* Exercise brief *
Pictures stay out of the copy; restate everything else in the material exactly.

* Supplied material *
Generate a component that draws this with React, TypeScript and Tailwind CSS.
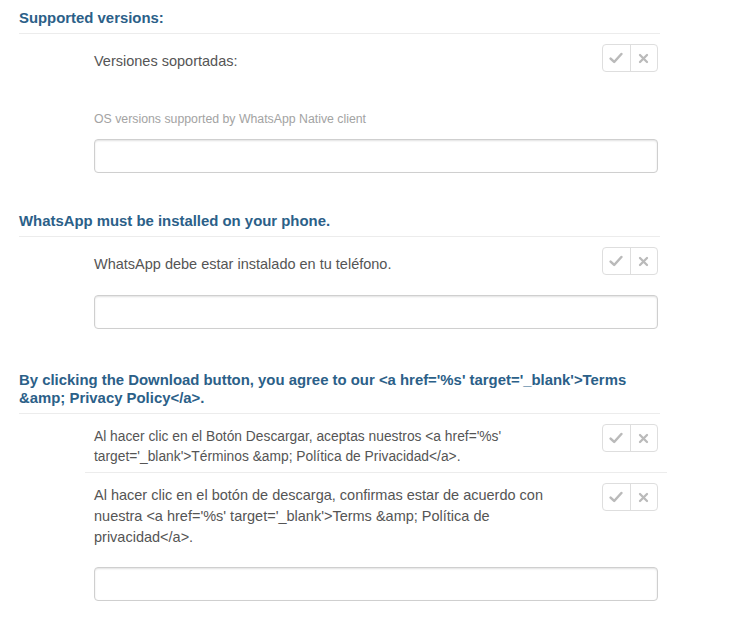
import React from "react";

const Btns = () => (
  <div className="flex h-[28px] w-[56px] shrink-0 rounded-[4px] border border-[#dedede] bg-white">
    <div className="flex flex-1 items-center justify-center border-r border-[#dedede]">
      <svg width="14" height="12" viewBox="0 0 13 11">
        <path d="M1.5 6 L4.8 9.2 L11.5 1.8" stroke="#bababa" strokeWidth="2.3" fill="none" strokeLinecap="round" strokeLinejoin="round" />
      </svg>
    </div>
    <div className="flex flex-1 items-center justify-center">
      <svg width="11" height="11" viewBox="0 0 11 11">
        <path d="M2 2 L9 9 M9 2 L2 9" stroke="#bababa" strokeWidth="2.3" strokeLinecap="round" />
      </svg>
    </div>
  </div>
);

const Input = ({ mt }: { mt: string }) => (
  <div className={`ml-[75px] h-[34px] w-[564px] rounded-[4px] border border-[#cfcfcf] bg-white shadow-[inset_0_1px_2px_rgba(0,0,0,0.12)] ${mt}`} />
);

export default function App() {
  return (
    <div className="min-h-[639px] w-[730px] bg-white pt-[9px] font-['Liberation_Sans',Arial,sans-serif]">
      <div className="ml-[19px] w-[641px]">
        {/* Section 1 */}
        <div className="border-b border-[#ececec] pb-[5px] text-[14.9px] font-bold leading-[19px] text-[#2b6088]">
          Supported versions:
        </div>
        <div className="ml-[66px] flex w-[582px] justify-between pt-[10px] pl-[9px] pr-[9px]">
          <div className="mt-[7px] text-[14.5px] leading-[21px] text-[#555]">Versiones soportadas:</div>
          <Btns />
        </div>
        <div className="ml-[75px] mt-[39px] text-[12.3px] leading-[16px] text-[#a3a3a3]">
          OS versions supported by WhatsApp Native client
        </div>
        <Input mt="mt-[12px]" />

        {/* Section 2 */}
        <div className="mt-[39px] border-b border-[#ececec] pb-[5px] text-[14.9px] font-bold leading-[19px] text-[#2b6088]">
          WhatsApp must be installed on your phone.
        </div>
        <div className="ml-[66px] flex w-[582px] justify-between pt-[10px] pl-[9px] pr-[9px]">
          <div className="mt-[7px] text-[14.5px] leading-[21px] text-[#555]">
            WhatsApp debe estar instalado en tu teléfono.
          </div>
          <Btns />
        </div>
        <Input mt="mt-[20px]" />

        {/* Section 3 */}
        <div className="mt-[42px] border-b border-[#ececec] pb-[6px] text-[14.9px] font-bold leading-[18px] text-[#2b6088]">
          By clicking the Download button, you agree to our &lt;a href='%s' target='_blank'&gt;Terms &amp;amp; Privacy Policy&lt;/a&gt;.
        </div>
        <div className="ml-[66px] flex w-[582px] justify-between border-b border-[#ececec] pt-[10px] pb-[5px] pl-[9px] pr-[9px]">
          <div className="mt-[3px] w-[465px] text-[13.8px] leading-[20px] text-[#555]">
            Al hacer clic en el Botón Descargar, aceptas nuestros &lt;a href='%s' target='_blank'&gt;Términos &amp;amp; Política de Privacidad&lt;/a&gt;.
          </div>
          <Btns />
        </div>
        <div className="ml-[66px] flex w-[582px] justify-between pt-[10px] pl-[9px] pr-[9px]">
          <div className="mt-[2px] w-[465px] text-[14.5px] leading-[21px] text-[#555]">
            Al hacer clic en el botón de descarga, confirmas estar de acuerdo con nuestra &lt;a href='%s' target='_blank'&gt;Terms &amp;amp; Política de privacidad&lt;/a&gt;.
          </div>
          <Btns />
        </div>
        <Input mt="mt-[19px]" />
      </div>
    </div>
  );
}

* Reply *
Generate a component that draws this with React, TypeScript and Tailwind CSS.
import React from "react";

const Btns = () => (
  <div className="flex h-[28px] w-[56px] shrink-0 rounded-[4px] border border-[#dedede] bg-white">
    <div className="flex flex-1 items-center justify-center border-r border-[#dedede]">
      <svg width="14" height="12" viewBox="0 0 13 11">
        <path d="M1.5 6 L4.8 9.2 L11.5 1.8" stroke="#bababa" strokeWidth="2.3" fill="none" strokeLinecap="round" strokeLinejoin="round" />
      </svg>
    </div>
    <div className="flex flex-1 items-center justify-center">
      <svg width="11" height="11" viewBox="0 0 11 11">
        <path d="M2 2 L9 9 M9 2 L2 9" stroke="#bababa" strokeWidth="2.3" strokeLinecap="round" />
      </svg>
    </div>
  </div>
);

const Input = ({ mt }: { mt: string }) => (
  <div className={`ml-[75px] h-[34px] w-[564px] rounded-[4px] border border-[#cfcfcf] bg-white shadow-[inset_0_1px_2px_rgba(0,0,0,0.12)] ${mt}`} />
);

export default function App() {
  return (
    <div className="min-h-[639px] w-[730px] bg-white pt-[9px] font-['Liberation_Sans',Arial,sans-serif]">
      <div className="ml-[19px] w-[641px]">
        {/* Section 1 */}
        <div className="border-b border-[#ececec] pb-[5px] text-[14.9px] font-bold leading-[19px] text-[#2b6088]">
          Supported versions:
        </div>
        <div className="ml-[66px] flex w-[582px] justify-between pt-[10px] pl-[9px] pr-[9px]">
          <div className="mt-[7px] text-[14.5px] leading-[21px] text-[#555]">Versiones soportadas:</div>
          <Btns />
        </div>
        <div className="ml-[75px] mt-[39px] text-[12.3px] leading-[16px] text-[#a3a3a3]">
          OS versions supported by WhatsApp Native client
        </div>
        <Input mt="mt-[12px]" />

        {/* Section 2 */}
        <div className="mt-[39px] border-b border-[#ececec] pb-[5px] text-[14.9px] font-bold leading-[19px] text-[#2b6088]">
          WhatsApp must be installed on your phone.
        </div>
        <div className="ml-[66px] flex w-[582px] justify-between pt-[10px] pl-[9px] pr-[9px]">
          <div className="mt-[7px] text-[14.5px] leading-[21px] text-[#555]">
            WhatsApp debe estar instalado en tu teléfono.
          </div>
          <Btns />
        </div>
        <Input mt="mt-[20px]" />

        {/* Section 3 */}
        <div className="mt-[42px] border-b border-[#ececec] pb-[6px] text-[14.9px] font-bold leading-[18px] text-[#2b6088]">
          By clicking the Download button, you agree to our &lt;a href='%s' target='_blank'&gt;Terms &amp;amp; Privacy Policy&lt;/a&gt;.
        </div>
        <div className="ml-[66px] flex w-[582px] justify-between border-b border-[#ececec] pt-[10px] pb-[5px] pl-[9px] pr-[9px]">
          <div className="mt-[3px] w-[465px] text-[13.8px] leading-[20px] text-[#555]">
            Al hacer clic en el Botón Descargar, aceptas nuestros &lt;a href='%s' target='_blank'&gt;Términos &amp;amp; Política de Privacidad&lt;/a&gt;.
          </div>
          <Btns />
        </div>
        <div className="ml-[66px] flex w-[582px] justify-between pt-[10px] pl-[9px] pr-[9px]">
          <div className="mt-[2px] w-[465px] text-[14.5px] leading-[21px] text-[#555]">
            Al hacer clic en el botón de descarga, confirmas estar de acuerdo con nuestra &lt;a href='%s' target='_blank'&gt;Terms &amp;amp; Política de privacidad&lt;/a&gt;.
          </div>
          <Btns />
        </div>
        <Input mt="mt-[19px]" />
      </div>
    </div>
  );
}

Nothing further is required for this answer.